* **Task statement**:
Pictures do not belong in the copy. Return all of the entries exactly.

---------- Material to process

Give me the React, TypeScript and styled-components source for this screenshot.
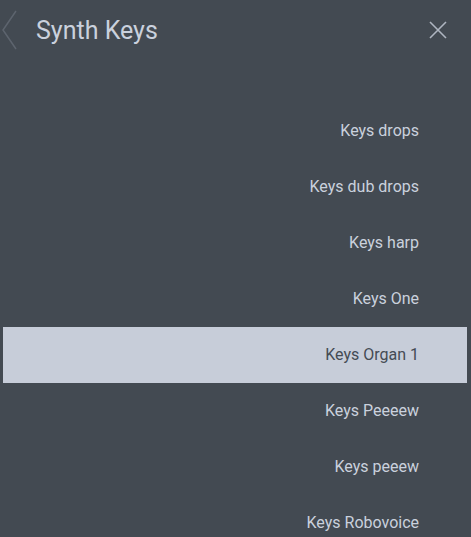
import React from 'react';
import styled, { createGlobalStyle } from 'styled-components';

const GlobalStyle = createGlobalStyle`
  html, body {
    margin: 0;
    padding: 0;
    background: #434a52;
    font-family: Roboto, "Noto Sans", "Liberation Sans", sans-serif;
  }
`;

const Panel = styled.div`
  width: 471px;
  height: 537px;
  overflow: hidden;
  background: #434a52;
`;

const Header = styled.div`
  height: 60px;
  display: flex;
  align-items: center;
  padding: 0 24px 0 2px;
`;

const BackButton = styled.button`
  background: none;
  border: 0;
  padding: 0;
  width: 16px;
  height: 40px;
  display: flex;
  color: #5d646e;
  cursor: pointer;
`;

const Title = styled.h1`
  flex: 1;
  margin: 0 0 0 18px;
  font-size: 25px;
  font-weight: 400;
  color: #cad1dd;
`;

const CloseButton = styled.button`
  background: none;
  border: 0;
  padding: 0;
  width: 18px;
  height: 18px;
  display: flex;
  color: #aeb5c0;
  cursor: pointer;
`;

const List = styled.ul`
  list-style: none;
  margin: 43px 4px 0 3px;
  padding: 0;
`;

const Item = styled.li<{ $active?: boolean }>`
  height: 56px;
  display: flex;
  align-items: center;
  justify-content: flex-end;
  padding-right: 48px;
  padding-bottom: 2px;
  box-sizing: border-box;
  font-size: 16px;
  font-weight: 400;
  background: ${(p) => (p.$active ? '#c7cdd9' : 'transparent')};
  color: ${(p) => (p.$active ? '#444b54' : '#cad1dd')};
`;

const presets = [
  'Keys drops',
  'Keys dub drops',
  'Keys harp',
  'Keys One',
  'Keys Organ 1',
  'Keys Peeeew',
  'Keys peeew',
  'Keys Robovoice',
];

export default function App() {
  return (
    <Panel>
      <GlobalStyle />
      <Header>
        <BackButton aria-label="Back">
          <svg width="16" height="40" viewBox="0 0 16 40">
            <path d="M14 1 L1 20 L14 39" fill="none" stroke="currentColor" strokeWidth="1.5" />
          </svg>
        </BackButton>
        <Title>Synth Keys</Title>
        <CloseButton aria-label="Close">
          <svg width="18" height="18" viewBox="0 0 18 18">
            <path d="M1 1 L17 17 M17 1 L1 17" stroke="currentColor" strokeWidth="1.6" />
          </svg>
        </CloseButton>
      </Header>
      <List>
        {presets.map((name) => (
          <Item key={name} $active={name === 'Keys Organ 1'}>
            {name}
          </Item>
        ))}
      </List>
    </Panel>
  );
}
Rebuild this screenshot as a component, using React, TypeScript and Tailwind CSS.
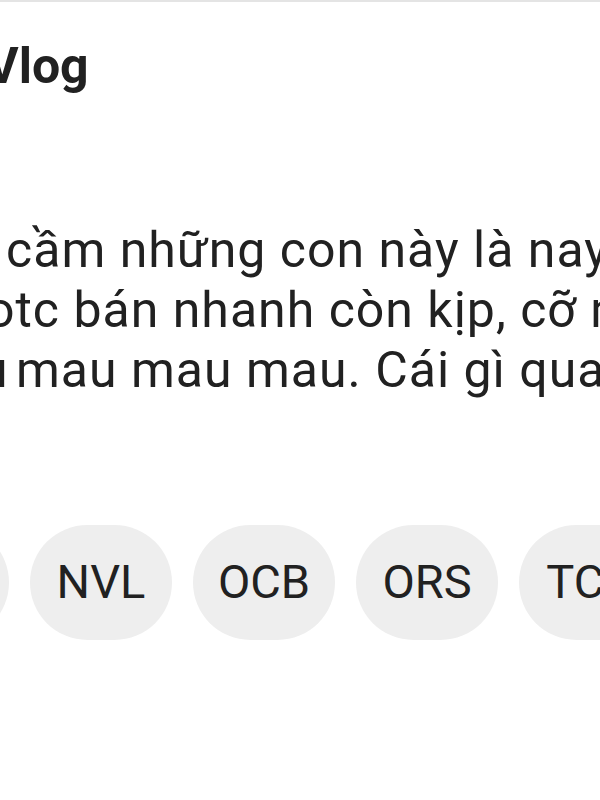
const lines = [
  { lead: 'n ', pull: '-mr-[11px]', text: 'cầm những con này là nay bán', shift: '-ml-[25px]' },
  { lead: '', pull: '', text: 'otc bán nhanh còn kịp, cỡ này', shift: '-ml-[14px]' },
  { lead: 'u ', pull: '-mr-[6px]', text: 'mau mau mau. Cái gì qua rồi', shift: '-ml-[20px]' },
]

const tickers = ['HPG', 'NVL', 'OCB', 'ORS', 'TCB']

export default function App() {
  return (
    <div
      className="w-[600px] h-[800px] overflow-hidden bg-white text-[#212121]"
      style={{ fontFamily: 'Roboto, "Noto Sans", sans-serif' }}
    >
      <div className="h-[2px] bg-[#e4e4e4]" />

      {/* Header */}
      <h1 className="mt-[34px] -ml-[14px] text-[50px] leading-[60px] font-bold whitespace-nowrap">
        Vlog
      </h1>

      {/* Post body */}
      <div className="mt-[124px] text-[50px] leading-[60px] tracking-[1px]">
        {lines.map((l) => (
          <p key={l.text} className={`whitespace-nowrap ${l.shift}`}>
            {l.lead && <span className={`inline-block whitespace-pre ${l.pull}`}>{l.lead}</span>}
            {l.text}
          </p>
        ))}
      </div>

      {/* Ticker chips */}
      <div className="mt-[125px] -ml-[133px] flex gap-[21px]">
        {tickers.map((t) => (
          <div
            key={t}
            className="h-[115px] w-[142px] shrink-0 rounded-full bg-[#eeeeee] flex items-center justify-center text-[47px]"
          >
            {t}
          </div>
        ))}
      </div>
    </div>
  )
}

--------------------

* **Result for this exercise**:
Give me the React, TypeScript and styled-components source for this screenshot.
import React from 'react';
import styled, { createGlobalStyle } from 'styled-components';

const GlobalStyle = createGlobalStyle`
  html, body {
    margin: 0;
    padding: 0;
    background: #434a52;
    font-family: Roboto, "Noto Sans", "Liberation Sans", sans-serif;
  }
`;

const Panel = styled.div`
  width: 471px;
  height: 537px;
  overflow: hidden;
  background: #434a52;
`;

const Header = styled.div`
  height: 60px;
  display: flex;
  align-items: center;
  padding: 0 24px 0 2px;
`;

const BackButton = styled.button`
  background: none;
  border: 0;
  padding: 0;
  width: 16px;
  height: 40px;
  display: flex;
  color: #5d646e;
  cursor: pointer;
`;

const Title = styled.h1`
  flex: 1;
  margin: 0 0 0 18px;
  font-size: 25px;
  font-weight: 400;
  color: #cad1dd;
`;

const CloseButton = styled.button`
  background: none;
  border: 0;
  padding: 0;
  width: 18px;
  height: 18px;
  display: flex;
  color: #aeb5c0;
  cursor: pointer;
`;

const List = styled.ul`
  list-style: none;
  margin: 43px 4px 0 3px;
  padding: 0;
`;

const Item = styled.li<{ $active?: boolean }>`
  height: 56px;
  display: flex;
  align-items: center;
  justify-content: flex-end;
  padding-right: 48px;
  padding-bottom: 2px;
  box-sizing: border-box;
  font-size: 16px;
  font-weight: 400;
  background: ${(p) => (p.$active ? '#c7cdd9' : 'transparent')};
  color: ${(p) => (p.$active ? '#444b54' : '#cad1dd')};
`;

const presets = [
  'Keys drops',
  'Keys dub drops',
  'Keys harp',
  'Keys One',
  'Keys Organ 1',
  'Keys Peeeew',
  'Keys peeew',
  'Keys Robovoice',
];

export default function App() {
  return (
    <Panel>
      <GlobalStyle />
      <Header>
        <BackButton aria-label="Back">
          <svg width="16" height="40" viewBox="0 0 16 40">
            <path d="M14 1 L1 20 L14 39" fill="none" stroke="currentColor" strokeWidth="1.5" />
          </svg>
        </BackButton>
        <Title>Synth Keys</Title>
        <CloseButton aria-label="Close">
          <svg width="18" height="18" viewBox="0 0 18 18">
            <path d="M1 1 L17 17 M17 1 L1 17" stroke="currentColor" strokeWidth="1.6" />
          </svg>
        </CloseButton>
      </Header>
      <List>
        {presets.map((name) => (
          <Item key={name} $active={name === 'Keys Organ 1'}>
            {name}
          </Item>
        ))}
      </List>
    </Panel>
  );
}
Rebuild this screenshot as a component, using React, TypeScript and Tailwind CSS.
const lines = [
  { lead: 'n ', pull: '-mr-[11px]', text: 'cầm những con này là nay bán', shift: '-ml-[25px]' },
  { lead: '', pull: '', text: 'otc bán nhanh còn kịp, cỡ này', shift: '-ml-[14px]' },
  { lead: 'u ', pull: '-mr-[6px]', text: 'mau mau mau. Cái gì qua rồi', shift: '-ml-[20px]' },
]

const tickers = ['HPG', 'NVL', 'OCB', 'ORS', 'TCB']

export default function App() {
  return (
    <div
      className="w-[600px] h-[800px] overflow-hidden bg-white text-[#212121]"
      style={{ fontFamily: 'Roboto, "Noto Sans", sans-serif' }}
    >
      <div className="h-[2px] bg-[#e4e4e4]" />

      {/* Header */}
      <h1 className="mt-[34px] -ml-[14px] text-[50px] leading-[60px] font-bold whitespace-nowrap">
        Vlog
      </h1>

      {/* Post body */}
      <div className="mt-[124px] text-[50px] leading-[60px] tracking-[1px]">
        {lines.map((l) => (
          <p key={l.text} className={`whitespace-nowrap ${l.shift}`}>
            {l.lead && <span className={`inline-block whitespace-pre ${l.pull}`}>{l.lead}</span>}
            {l.text}
          </p>
        ))}
      </div>

      {/* Ticker chips */}
      <div className="mt-[125px] -ml-[133px] flex gap-[21px]">
        {tickers.map((t) => (
          <div
            key={t}
            className="h-[115px] w-[142px] shrink-0 rounded-full bg-[#eeeeee] flex items-center justify-center text-[47px]"
          >
            {t}
          </div>
        ))}
      </div>
    </div>
  )
}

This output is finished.